RegMutex: Inter-Warp GPU Register Time-Sharing.

Registers are the fastest and simultaneously the most expensive kind of memory available to GPU threads. Due to existence of a great number of concurrently executing threads, and the high cost of context switching mechanisms, contemporary GPUs are equipped with large register files. However, to avoid over-complicating the hardware, registers are statically assigned and exclusively dedicated to threads for the entire duration of the thread's lifetime. This decomposition takes into account the maximum number of live registers at any given point in the GPU binary although the points at which all the requested registers are used may constitute only a small fraction of the whole program. Therefore, a considerable portion of the register file remains under-utilized. In this paper, we propose a software-hardware co-mechanism named RegMutex (Register Mutual Exclusion) to share a subset of physical registers between warps during the GPU kernel execution.
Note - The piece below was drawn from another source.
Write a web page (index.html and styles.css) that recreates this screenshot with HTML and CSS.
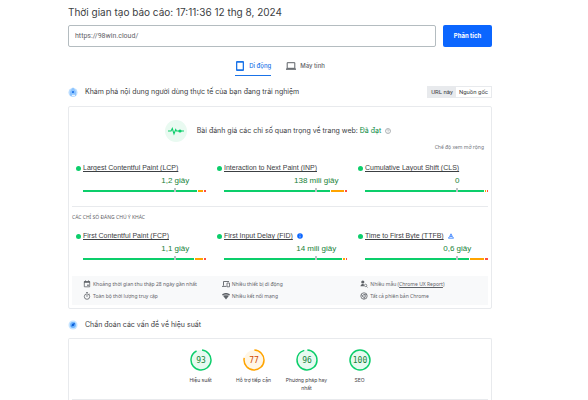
FILE: index.html
```html
<!DOCTYPE html>
<html lang="vi">
<head>
  <meta charset="UTF-8">
  <meta name="viewport" content="width=device-width, initial-scale=1.0">
  <title>PageSpeed Insights</title>
  <link rel="stylesheet" href="styles.css">
</head>
<body>
  <main class="page">
    <h1 class="report-time">Thời gian tạo báo cáo: 17:11:36 12 thg 8, 2024</h1>

    <!-- URL form -->
    <form class="url-form">
      <input class="url-input" type="text" value="https://98win.cloud/" aria-label="URL">
      <button class="analyze" type="button">Phân tích</button>
    </form>

    <!-- Device tabs -->
    <nav class="tabs">
      <button class="tab active" type="button">
        <svg class="tab-icon" viewBox="0 0 10 10"><path d="M2 0h6a1 1 0 0 1 1 1v8a1 1 0 0 1-1 1H2a1 1 0 0 1-1-1V1a1 1 0 0 1 1-1zm.3 1.8v6.4h5.4V1.8z" fill="currentColor" fill-rule="evenodd"/></svg>
        Di động
      </button>
      <button class="tab" type="button">
        <svg class="tab-icon" viewBox="0 0 10 10"><path d="M1.2 1.7h7.6v5.6H1.2z" fill="none" stroke="currentColor"/><path d="M0 7.4h10v1.4H0z" fill="currentColor"/></svg>
        Máy tính
      </button>
    </nav>

    <!-- Field data -->
    <header class="section-head">
      <svg class="section-icon" viewBox="0 0 10 10"><circle cx="5" cy="5.5" r="4.5" fill="#b9dcff"/><path d="M2 4.5 5 .3l3 4.2v4.2H2z" fill="#8cc4ff"/><circle cx="5" cy="5" r="1.1" fill="#1a6fe8"/><path d="M4 8.3h3" stroke="#fff"/></svg>
      <h2>Khám phá nội dung người dùng thực tế của bạn đang trải nghiệm</h2>
      <div class="scope">
        <button class="scope-btn selected" type="button">URL này</button>
        <button class="scope-btn" type="button">Nguồn gốc</button>
      </div>
    </header>

    <section class="card field">
      <div class="assessment">
        <svg class="pulse" viewBox="0 0 22 22"><circle cx="11" cy="11" r="11" fill="#e9faf1"/><path d="M3 11h3l1.3-2.5L9 13.8l1.7-4.3.8 1.5h7.5" fill="none" stroke="#0cce6b" stroke-width="1.1"/><circle cx="15" cy="11" r="1.6" fill="#0cce6b"/></svg>
        <p>Bài đánh giá các chỉ số quan trọng về trang web: <span class="passed">Đã đạt</span></p>
        <svg class="help" viewBox="0 0 6 6"><circle cx="3" cy="3" r="2.5" fill="none" stroke="#80868b" stroke-width=".6"/><path d="M2.1 2.5c0-1.2 1.8-1.1 1.8 0 0 .6-.9.6-.9 1.2M3 4.2v.5" fill="none" stroke="#80868b" stroke-width=".5"/></svg>
      </div>
      <button class="expand" type="button">Chế độ xem mở rộng</button>

      <div class="metrics">
        <div class="metric">
          <div class="metric-name"><a href="#lcp">Largest Contentful Paint (LCP)</a></div>
          <div class="metric-value">1,2 giây</div>
          <div class="bar"><i class="good" style="flex: 116"></i><i class="average" style="flex: 5"></i><i class="poor" style="flex: 2"></i></div>
        </div>
        <div class="metric">
          <div class="metric-name"><a href="#inp">Interaction to Next Paint (INP)</a></div>
          <div class="metric-value">138 mili giây</div>
          <div class="bar"><i class="good" style="flex: 107"></i><i class="average" style="flex: 13"></i><i class="poor" style="flex: 2"></i></div>
        </div>
        <div class="metric">
          <div class="metric-name"><a href="#cls">Cumulative Layout Shift (CLS)</a></div>
          <div class="metric-value">0</div>
          <div class="bar"><i class="good" style="flex: 120"></i><i class="average" style="flex: 1"></i><i class="poor" style="flex: 1"></i></div>
        </div>
      </div>

      <h3 class="other">CÁC CHỈ SỐ ĐÁNG CHÚ Ý KHÁC</h3>

      <div class="metrics">
        <div class="metric">
          <div class="metric-name"><a href="#fcp">First Contentful Paint (FCP)</a></div>
          <div class="metric-value">1,1 giây</div>
          <div class="bar"><i class="good" style="flex: 111"></i><i class="average" style="flex: 8"></i><i class="poor" style="flex: 2"></i></div>
        </div>
        <div class="metric">
          <div class="metric-name"><a href="#fid">First Input Delay (FID)</a>
            <svg class="badge" viewBox="0 0 6 6"><circle cx="3" cy="3" r="2.8" fill="#0b66ff"/><path d="M3 1.4v.6M3 2.6v2" stroke="#fff" stroke-width=".6"/></svg>
          </div>
          <div class="metric-value">14 mili giây</div>
          <div class="bar"><i class="good" style="flex: 119"></i><i class="average" style="flex: 2"></i><i class="poor" style="flex: 1"></i></div>
        </div>
        <div class="metric">
          <div class="metric-name"><a href="#ttfb">Time to First Byte (TTFB)</a>
            <svg class="badge" viewBox="0 0 6 6"><path d="M3 .8 4.2 3.4 5.6 5.2H.4L1.8 3.4zM1.8 3.4h2.4" fill="none" stroke="#0b66ff" stroke-width=".7"/></svg>
          </div>
          <div class="metric-value">0,6 giây</div>
          <div class="bar"><i class="good" style="flex: 104"></i><i class="average" style="flex: 14"></i><i class="poor" style="flex: 3"></i></div>
        </div>
      </div>

      <ul class="info">
        <li><svg viewBox="0 0 8 8"><path d="M1.3 1.6h5.4v5.2H1.3z" fill="none" stroke="currentColor" stroke-width=".8"/><path d="M1 1.2h6v1.6H1zM2 .4h1v1H2zM5 .4h1v1H5zM4.3 4.6h1.4V6H4.3z" fill="currentColor"/></svg>Khoảng thời gian thu thập 28 ngày gần nhất</li>
        <li><svg viewBox="0 0 8 8"><path d="M7 1.5H1.5v4.2M0 6.4h4.5" fill="none" stroke="currentColor" stroke-width=".9"/><path d="M5 3h2.5v3.8H5z" fill="none" stroke="currentColor" stroke-width=".8"/></svg>Nhiều thiết bị di động</li>
        <li><svg viewBox="0 0 8 8"><circle cx="2.8" cy="2" r="1.6" fill="currentColor"/><path d="M.5 6.2c0-2 2-2.4 3.2-2.2l.3 2.2z" fill="currentColor"/><circle cx="5.6" cy="5.4" r="1.2" fill="none" stroke="currentColor" stroke-width=".7"/><path d="m6.4 6.3 1.2 1.2" stroke="currentColor" stroke-width=".8"/></svg><span>Nhiều mẫu (<a href="#crux">Chrome UX Report</a>)</span></li>
        <li><svg viewBox="0 0 8 8"><circle cx="4" cy="4.6" r="2.7" fill="none" stroke="currentColor" stroke-width=".8"/><path d="M3 .6h2M4 2.9v2M6.2 1.9l.7.6" stroke="currentColor" stroke-width=".8"/></svg>Toàn bộ thời lượng truy cập</li>
        <li><svg viewBox="0 0 8 8"><path d="M0 2.6c2.3-2 5.7-2 8 0L4 7.4z" fill="currentColor"/><path d="M1 3.9c1.8-1.4 4.2-1.4 6 0" fill="none" stroke="#f8f9fa" stroke-width=".6"/></svg>Nhiều kết nối mạng</li>
        <li><svg viewBox="0 0 8 8"><circle cx="4" cy="4" r="3.2" fill="none" stroke="currentColor" stroke-width=".8"/><circle cx="4" cy="4" r="1.4" fill="none" stroke="currentColor" stroke-width=".7"/><path d="M4 2.6h3M2.7 4.6 1.3 2.3M5.2 4.8 3.8 7.2" stroke="currentColor" stroke-width=".7"/></svg>Tất cả phiên bản Chrome</li>
      </ul>
    </section>

    <!-- Lab data -->
    <header class="section-head diagnose">
      <svg class="section-icon" viewBox="0 0 10 10"><circle cx="5" cy="5" r="4.5" fill="#c4e3ff"/><circle cx="5" cy="5" r="2.9" fill="#6db5ff"/><path d="M3.4 6.6 4 4l3-1.2L6 5.8z" fill="#0b5fd8"/></svg>
      <h2>Chẩn đoán các vấn đề về hiệu suất</h2>
    </header>

    <section class="card lab">
      <div class="gauges">
        <a class="gauge pass" href="#performance">
          <svg viewBox="0 0 22 22"><circle class="ring" cx="11" cy="11" r="10" pathLength="100" stroke-dasharray="91 100" transform="rotate(-84 11 11)"/><text x="11" y="14">93</text></svg>
          Hiệu suất
        </a>
        <a class="gauge warn" href="#accessibility">
          <svg viewBox="0 0 22 22"><circle class="ring" cx="11" cy="11" r="10" pathLength="100" stroke-dasharray="78 100" transform="rotate(-88 11 11)"/><text x="11" y="14">77</text></svg>
          Hỗ trợ tiếp cận
        </a>
        <a class="gauge pass" href="#best-practices">
          <svg viewBox="0 0 22 22"><circle class="ring" cx="11" cy="11" r="10" pathLength="100" stroke-dasharray="95 100" transform="rotate(-88 11 11)"/><text x="11" y="14">96</text></svg>
          Phương pháp hay nhất
        </a>
        <a class="gauge pass" href="#seo">
          <svg viewBox="0 0 22 22"><circle class="ring" cx="11" cy="11" r="10"/><text x="11" y="14">100</text></svg>
          SEO
        </a>
      </div>
    </section>
  </main>
</body>
</html>
```
FILE: styles.css
```css
body {
  margin: 0;
  background: #fff;
  color: #3c4043;
  font-family: Inter, "Noto Sans", sans-serif;
  font-size: 7px;
  line-height: 10px;
}

h1, h2, h3, p, ul {
  margin: 0;
  padding: 0;
  font-weight: normal;
}

button {
  margin: 0;
  padding: 0;
  border: 0;
  background: none;
  color: inherit;
  font: inherit;
  cursor: pointer;
}

a {
  color: inherit;
}

.page {
  padding: 5px 96px 0 68px;
}

.report-time {
  font-size: 10px;
  line-height: 14px;
}

/* URL form */
.url-form {
  display: flex;
  gap: 7px;
  margin-top: 6px;
}

.url-input {
  flex: 1;
  min-width: 0;
  box-sizing: border-box;
  height: 22px;
  padding: 0 6px;
  border: 1px solid #b4bcc0;
  border-radius: 2px;
  color: #5f6368;
  font: 7px Roboto, sans-serif;
}

.analyze {
  width: 49px;
  border-radius: 2px;
  background: #0b66ff;
  color: #fff;
  font-size: 6px;
  font-weight: 700;
}

/* Device tabs */
.tabs {
  display: flex;
  justify-content: center;
  gap: 15px;
  margin-top: 9px;
}

.tab {
  display: flex;
  align-items: center;
  gap: 4px;
  height: 20px;
  box-sizing: border-box;
  border-bottom: 1px solid transparent;
  color: #5f6368;
  font-size: 6px;
  font-weight: 500;
}

.tab.active {
  border-color: #1a73e8;
  color: #1a73e8;
}

.tab-icon {
  width: 10px;
  height: 10px;
}

/* Section headings */
.section-head {
  display: flex;
  align-items: center;
  gap: 7px;
  height: 12px;
  margin: 10px 0 8px;
}

.section-head h2 {
  flex: 1;
  font-size: 7px;
}

.section-icon {
  width: 10px;
  height: 10px;
}

.scope {
  display: flex;
  border: 1px solid #e8eaed;
  font-family: Roboto, sans-serif;
}

.scope-btn {
  padding: 0 3px;
  font-size: 6px;
}

.scope-btn.selected {
  background: #e8eaed;
}

.card {
  border: 1px solid #e8eaed;
  border-radius: 2px;
}

/* Assessment */
.field {
  padding: 13px 3px 3px;
}

.assessment {
  display: flex;
  align-items: center;
  justify-content: center;
  height: 22px;
  padding-right: 4px;
}

.pulse {
  width: 22px;
  height: 22px;
  margin-right: 10px;
}

.passed {
  color: #0a8a3f;
}

.help {
  width: 6px;
  height: 6px;
  margin-left: 4px;
}

.expand {
  display: block;
  margin: 0 4px 0 auto;
  color: #70757a;
  font-family: "Noto Sans", sans-serif;
  font-size: 5px;
}

/* Metrics */
.metrics {
  display: grid;
  grid-template-columns: repeat(3, 1fr);
  gap: 11px;
  margin-top: 10px;
  padding-left: 4px;
}

.metric {
  padding-left: 7px;
  font-family: "Liberation Sans", Arial, sans-serif;
}

.metric-name {
  display: flex;
  align-items: center;
  height: 12px;
  font-size: 7px;
}

.metric-name::before {
  content: "";
  width: 5px;
  height: 5px;
  margin: 0 2px 0 -7px;
  border-radius: 50%;
  background: #0cce6b;
}

.badge {
  width: 6px;
  height: 6px;
  margin-left: 4px;
}

/* centred over the marker, which stands at three quarters of the bar */
.metric-value {
  height: 16px;
  margin-left: 50%;
  color: #178239;
  font-size: 8px;
  line-height: 14px;
  text-align: center;
  white-space: nowrap;
}

.bar {
  position: relative;
  display: flex;
  gap: 1px;
  height: 2px;
}

.bar::after {
  content: "";
  position: absolute;
  left: 74%;
  bottom: 0;
  width: 2px;
  height: 4px;
  background: #bdc1c6;
}

.good {
  background: #0cce6b;
}

.average {
  background: #ffa400;
}

.poor {
  background: #ff4e42;
}

.other {
  margin-top: 14px;
  padding-top: 5px;
  border-top: 1px solid #e8eaed;
  color: #5f6368;
  font-family: "Noto Sans", sans-serif;
  font-size: 5px;
}

.other + .metrics {
  margin-top: 8px;
}

/* Collection details */
.info {
  display: grid;
  grid-template-columns: repeat(3, 1fr);
  gap: 2px 11px;
  margin-top: 16px;
  padding: 3px 0 4px 11px;
  background: #f8f9fa;
  color: #5f6368;
  font-family: "Noto Sans", sans-serif;
  font-size: 5px;
  list-style: none;
}

.info li {
  display: flex;
  align-items: center;
  gap: 2px;
  white-space: nowrap;
}

.info svg {
  width: 8px;
  height: 8px;
}

/* Lab scores */
.diagnose {
  margin: 10px 0 7px;
}

.lab {
  padding: 10px 3px 0;
  border-bottom: 0;
  border-radius: 2px 2px 0 0;
}

.gauges {
  display: flex;
  justify-content: center;
  gap: 5px;
  padding-bottom: 7px;
  border-bottom: 1px solid #e8eaed;
}

.gauge {
  display: flex;
  flex-direction: column;
  align-items: center;
  gap: 5px;
  width: 48px;
  font-size: 5px;
  line-height: 8px;
  text-align: center;
  text-decoration: none;
}

.gauge svg {
  width: 22px;
  height: 22px;
}

.ring {
  fill: #e7faf0;
  stroke: #0cce6b;
  stroke-width: 1.5;
}

.gauge text {
  fill: #178239;
  font: 8px "DejaVu Sans Mono", monospace;
  text-anchor: middle;
}

.warn .ring {
  fill: #fff6e6;
  stroke: #ffa400;
}

.warn text {
  fill: #d04900;
}
```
With RegMutex, the compiler divides the architected register set into a base register set and an extended register set. While physical registers corresponding to the base register set are statically and exclusively assigned to the warp, the hardware time-shares the remaining physical registers across warps to provision their extended register set. Therefore, the GPU programs can sustain approximately the same performance with the lower number of registers hence yielding higher performance per dollar. For programs that require a large number of registers for execution, RegMutex will enable a higher number of concurrent warps to be resident in the hardware via sharing their register allocations with each other, leading to a higher device occupancy. Since some aspects of register sharing orchestration are being offloaded to the compiler, RegMutex introduces lower hardware complexity compared to existing approaches. Our experiments show that RegMutex improves the register utilization and reduces the number of execution cycles by up to 23% for kernels demanding a high number of registers.